If I limit the content, as you suggest, the recruiter (or hirer) is still NOT going to see the most impressive items. He's never going to see them. Adding additional items will NOT be a distraction, because there has never been attention focused on the document in the first place. 
Furthermore,  if someone "flat-out" refuses to read a "long" resume -- and I challenge the notion that ANYTHING over a page or two can be, by any stretch of the imagination, considered "long," I want them to toss it. 
I'm interested in working with people who are able to  read, like to read, and, frankly, are not burdened by supporting detail and explanation. By the way, will the analysis documentation and specification of the software I produce be less than a page or two? Does it show a failure to properly delimit, prioritize and hierarchically organize if my documentation is longer than a page or two?

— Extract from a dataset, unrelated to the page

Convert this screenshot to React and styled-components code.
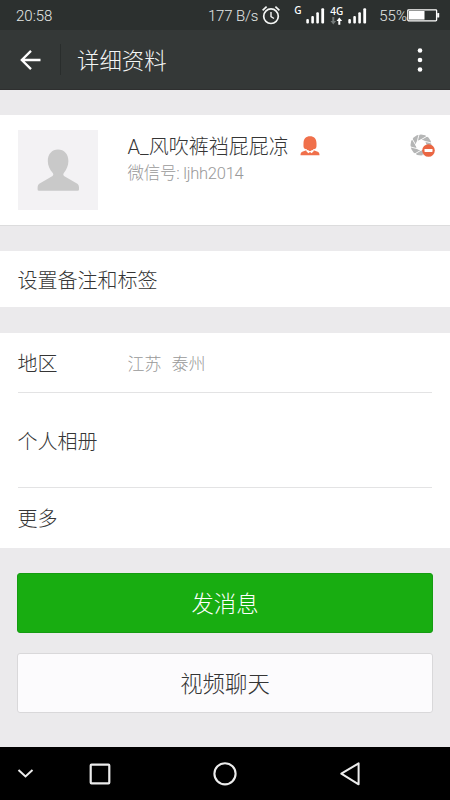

Finally, I would like to address the issue mentioned about prioritizing content. I agree that prioritizing content is extremely important. And for this reason, I do employ the reverse chronological method which is common and conventional. Experience becomes increasingly irrelevant as it ages, and so this approach allows a natural and organic tapering of emphasis. The reader can decide for himself at what point the experience becomes no longer relevant for consideration. Yet he can, if he wishes, follow the logic of the career path back from it's origins. Since this convention has a rationale, I will retain it.
After adding myself back into my resume and adopting a human tone, my resume is such a pleasure to read. I read every word of it out loud to myself before sending it on to the recruiter. The honesty of the whole document is just so refreshing. For instance, here are two of my favorite snippets:
  • When this naughty Government Sponsored Entity got caught cooking the books, I was brought in to provide a rules-engine based effort to re-cook those books, by reposting every trade from the bond model to the sub ledger and general ledger.
  • Naturally, my on-shore team had to re-develop everything “delivered” by the offshore team.